▶ **What is expected**
Do not include the pictures; repeat the rest of the data exactly.

Begin Dataset extract

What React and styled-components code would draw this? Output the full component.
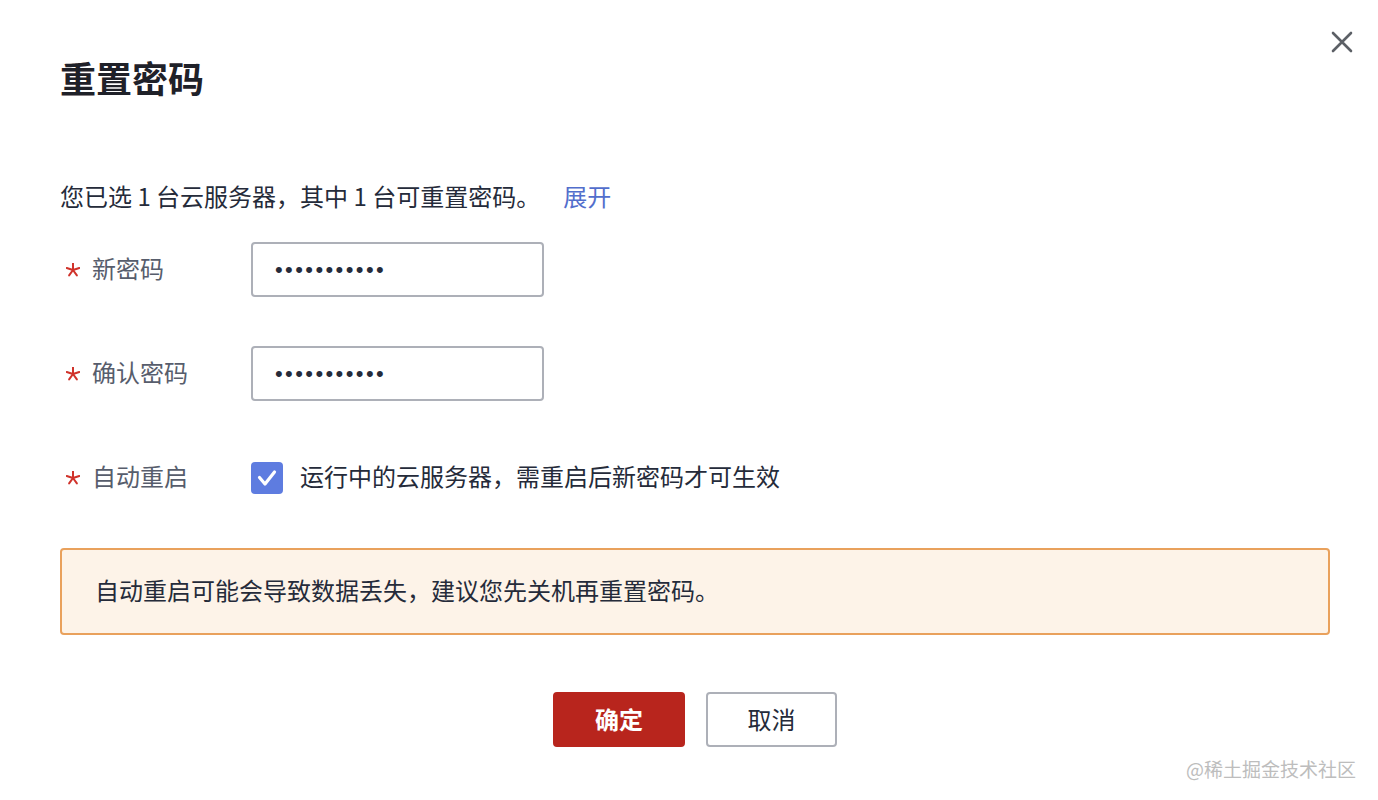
import React from "react";
import styled, { createGlobalStyle } from "styled-components";

const GlobalStyle = createGlobalStyle`
  body {
    margin: 0;
    background: #ffffff;
    font-family: "Noto Sans CJK SC", "Noto Sans", sans-serif;
  }
`;

const Dialog = styled.div`
  position: relative;
  width: 1378px;
  height: 800px;
  box-sizing: border-box;
  padding: 53px 48px 0 60px;
  background: #fff;
`;

const Title = styled.h2`
  margin: 0;
  font-size: 36px;
  line-height: 48px;
  font-weight: 700;
  color: #1f2129;
`;

const CloseButton = styled.button`
  position: absolute;
  top: 28px;
  right: 22px;
  width: 28px;
  height: 28px;
  padding: 0;
  border: none;
  background: none;
  display: flex;
  align-items: center;
  justify-content: center;
`;

const Info = styled.p`
  margin: 79px 0 0;
  font-size: 24px;
  line-height: 32px;
  color: #252b3a;
`;

const Link = styled.a`
  margin-left: 23px;
  color: #526ecc;
  text-decoration: none;
`;

const Form = styled.div`
  margin-top: 30px;
  display: flex;
  flex-direction: column;
  gap: 49px;
`;

const Row = styled.div`
  display: flex;
  align-items: center;
  height: 55px;
`;

const Label = styled.label`
  width: 191px;
  display: flex;
  align-items: center;
  font-size: 24px;
  line-height: 32px;
  padding-bottom: 4px;
  color: #575d6c;
`;

const Star = styled.svg`
  margin: 4px 12px 0 6px;
  flex-shrink: 0;
`;

const Input = styled.input`
  width: 293px;
  height: 55px;
  box-sizing: border-box;
  border: 2px solid #adb0b8;
  border-radius: 4px;
  padding: 0 0 0 22px;
  font-family: "Liberation Sans", sans-serif;
  font-size: 22px;
  letter-spacing: 2.4px;
  color: #252b3a;
  outline: none;
`;

const Check = styled.span`
  width: 32px;
  height: 32px;
  border-radius: 4px;
  background: #5e7ce0;
  display: flex;
  align-items: center;
  justify-content: center;
`;

const CheckText = styled.span`
  margin-left: 17px;
  font-size: 24px;
  line-height: 32px;
  padding-bottom: 4px;
  color: #252b3a;
`;

const Alert = styled.div`
  margin-top: 43px;
  height: 87px;
  box-sizing: border-box;
  border: 2px solid #e9a15c;
  border-radius: 4px;
  background: #fdf3e8;
  padding: 0 33px 4px;
  display: flex;
  align-items: center;
  font-size: 24px;
  color: #252b3a;
`;

const Footer = styled.div`
  margin-top: 57px;
  display: flex;
  justify-content: center;
  gap: 21px;
`;

const Button = styled.button`
  width: ${p => (p.$primary ? "132px" : "131px")};
  height: 55px;
  box-sizing: border-box;
  border-radius: 4px;
  border: 2px solid ${p => (p.$primary ? "#b8251d" : "#adb0b8")};
  background: ${p => (p.$primary ? "#b8251d" : "#fff")};
  color: ${p => (p.$primary ? "#fff" : "#252b3a")};
  font-family: "Noto Sans CJK SC", sans-serif;
  font-size: 24px;
  font-weight: ${p => (p.$primary ? 700 : 400)};
  padding: 0 0 3px;
`;

const Watermark = styled.div`
  position: absolute;
  right: 22px;
  bottom: 18px;
  font-size: 19px;
  color: #bdbdbd;
`;

const StarIcon = () => (
  <Star width="14" height="14" viewBox="-7 -7 14 14">
    {[0, 72, 144, 216, 288].map(a => (
      <line
        key={a}
        x1="0"
        y1="0"
        x2="0"
        y2="-6.6"
        stroke="#d0332b"
        strokeWidth="2"
        strokeLinecap="round"
        transform={`rotate(${a})`}
      />
    ))}
  </Star>
);

const fields = [
  { label: "新密码", value: "abcdefghijk" },
  { label: "确认密码", value: "abcdefghijk" }
];

export default function App() {
  return (
    <>
      <GlobalStyle />
      <Dialog>
        <Title>重置密码</Title>
        <CloseButton aria-label="close">
          <svg width="24" height="24" viewBox="0 0 24 24">
            <path d="M3 3L21 21M21 3L3 21" stroke="#5c6066" strokeWidth="2.6" strokeLinecap="round" />
          </svg>
        </CloseButton>
        <Info>
          您已选 1 台云服务器，其中 1 台可重置密码。
          <Link href="#">展开</Link>
        </Info>
        <Form>
          {fields.map(f => (
            <Row key={f.label}>
              <Label>
                <StarIcon />
                {f.label}
              </Label>
              <Input type="password" defaultValue={f.value} readOnly />
            </Row>
          ))}
          <Row>
            <Label>
              <StarIcon />
              自动重启
            </Label>
            <Check>
              <svg width="32" height="32" viewBox="0 0 32 32">
                <path d="M8.5 15.5L14 22L23.5 10" fill="none" stroke="#fff" strokeWidth="3.2" strokeLinecap="round" strokeLinejoin="round" />
              </svg>
            </Check>
            <CheckText>运行中的云服务器，需重启后新密码才可生效</CheckText>
          </Row>
        </Form>
        <Alert>自动重启可能会导致数据丢失，建议您先关机再重置密码。</Alert>
        <Footer>
          <Button $primary>确定</Button>
          <Button>取消</Button>
        </Footer>
        <Watermark>@稀土掘金技术社区</Watermark>
      </Dialog>
    </>
  );
}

End Dataset extract

▶ **Full response**
What React and styled-components code would draw this? Output the full component.
import React from "react";
import styled, { createGlobalStyle } from "styled-components";

const GlobalStyle = createGlobalStyle`
  body {
    margin: 0;
    background: #ffffff;
    font-family: "Noto Sans CJK SC", "Noto Sans", sans-serif;
  }
`;

const Dialog = styled.div`
  position: relative;
  width: 1378px;
  height: 800px;
  box-sizing: border-box;
  padding: 53px 48px 0 60px;
  background: #fff;
`;

const Title = styled.h2`
  margin: 0;
  font-size: 36px;
  line-height: 48px;
  font-weight: 700;
  color: #1f2129;
`;

const CloseButton = styled.button`
  position: absolute;
  top: 28px;
  right: 22px;
  width: 28px;
  height: 28px;
  padding: 0;
  border: none;
  background: none;
  display: flex;
  align-items: center;
  justify-content: center;
`;

const Info = styled.p`
  margin: 79px 0 0;
  font-size: 24px;
  line-height: 32px;
  color: #252b3a;
`;

const Link = styled.a`
  margin-left: 23px;
  color: #526ecc;
  text-decoration: none;
`;

const Form = styled.div`
  margin-top: 30px;
  display: flex;
  flex-direction: column;
  gap: 49px;
`;

const Row = styled.div`
  display: flex;
  align-items: center;
  height: 55px;
`;

const Label = styled.label`
  width: 191px;
  display: flex;
  align-items: center;
  font-size: 24px;
  line-height: 32px;
  padding-bottom: 4px;
  color: #575d6c;
`;

const Star = styled.svg`
  margin: 4px 12px 0 6px;
  flex-shrink: 0;
`;

const Input = styled.input`
  width: 293px;
  height: 55px;
  box-sizing: border-box;
  border: 2px solid #adb0b8;
  border-radius: 4px;
  padding: 0 0 0 22px;
  font-family: "Liberation Sans", sans-serif;
  font-size: 22px;
  letter-spacing: 2.4px;
  color: #252b3a;
  outline: none;
`;

const Check = styled.span`
  width: 32px;
  height: 32px;
  border-radius: 4px;
  background: #5e7ce0;
  display: flex;
  align-items: center;
  justify-content: center;
`;

const CheckText = styled.span`
  margin-left: 17px;
  font-size: 24px;
  line-height: 32px;
  padding-bottom: 4px;
  color: #252b3a;
`;

const Alert = styled.div`
  margin-top: 43px;
  height: 87px;
  box-sizing: border-box;
  border: 2px solid #e9a15c;
  border-radius: 4px;
  background: #fdf3e8;
  padding: 0 33px 4px;
  display: flex;
  align-items: center;
  font-size: 24px;
  color: #252b3a;
`;

const Footer = styled.div`
  margin-top: 57px;
  display: flex;
  justify-content: center;
  gap: 21px;
`;

const Button = styled.button`
  width: ${p => (p.$primary ? "132px" : "131px")};
  height: 55px;
  box-sizing: border-box;
  border-radius: 4px;
  border: 2px solid ${p => (p.$primary ? "#b8251d" : "#adb0b8")};
  background: ${p => (p.$primary ? "#b8251d" : "#fff")};
  color: ${p => (p.$primary ? "#fff" : "#252b3a")};
  font-family: "Noto Sans CJK SC", sans-serif;
  font-size: 24px;
  font-weight: ${p => (p.$primary ? 700 : 400)};
  padding: 0 0 3px;
`;

const Watermark = styled.div`
  position: absolute;
  right: 22px;
  bottom: 18px;
  font-size: 19px;
  color: #bdbdbd;
`;

const StarIcon = () => (
  <Star width="14" height="14" viewBox="-7 -7 14 14">
    {[0, 72, 144, 216, 288].map(a => (
      <line
        key={a}
        x1="0"
        y1="0"
        x2="0"
        y2="-6.6"
        stroke="#d0332b"
        strokeWidth="2"
        strokeLinecap="round"
        transform={`rotate(${a})`}
      />
    ))}
  </Star>
);

const fields = [
  { label: "新密码", value: "abcdefghijk" },
  { label: "确认密码", value: "abcdefghijk" }
];

export default function App() {
  return (
    <>
      <GlobalStyle />
      <Dialog>
        <Title>重置密码</Title>
        <CloseButton aria-label="close">
          <svg width="24" height="24" viewBox="0 0 24 24">
            <path d="M3 3L21 21M21 3L3 21" stroke="#5c6066" strokeWidth="2.6" strokeLinecap="round" />
          </svg>
        </CloseButton>
        <Info>
          您已选 1 台云服务器，其中 1 台可重置密码。
          <Link href="#">展开</Link>
        </Info>
        <Form>
          {fields.map(f => (
            <Row key={f.label}>
              <Label>
                <StarIcon />
                {f.label}
              </Label>
              <Input type="password" defaultValue={f.value} readOnly />
            </Row>
          ))}
          <Row>
            <Label>
              <StarIcon />
              自动重启
            </Label>
            <Check>
              <svg width="32" height="32" viewBox="0 0 32 32">
                <path d="M8.5 15.5L14 22L23.5 10" fill="none" stroke="#fff" strokeWidth="3.2" strokeLinecap="round" strokeLinejoin="round" />
              </svg>
            </Check>
            <CheckText>运行中的云服务器，需重启后新密码才可生效</CheckText>
          </Row>
        </Form>
        <Alert>自动重启可能会导致数据丢失，建议您先关机再重置密码。</Alert>
        <Footer>
          <Button $primary>确定</Button>
          <Button>取消</Button>
        </Footer>
        <Watermark>@稀土掘金技术社区</Watermark>
      </Dialog>
    </>
  );
}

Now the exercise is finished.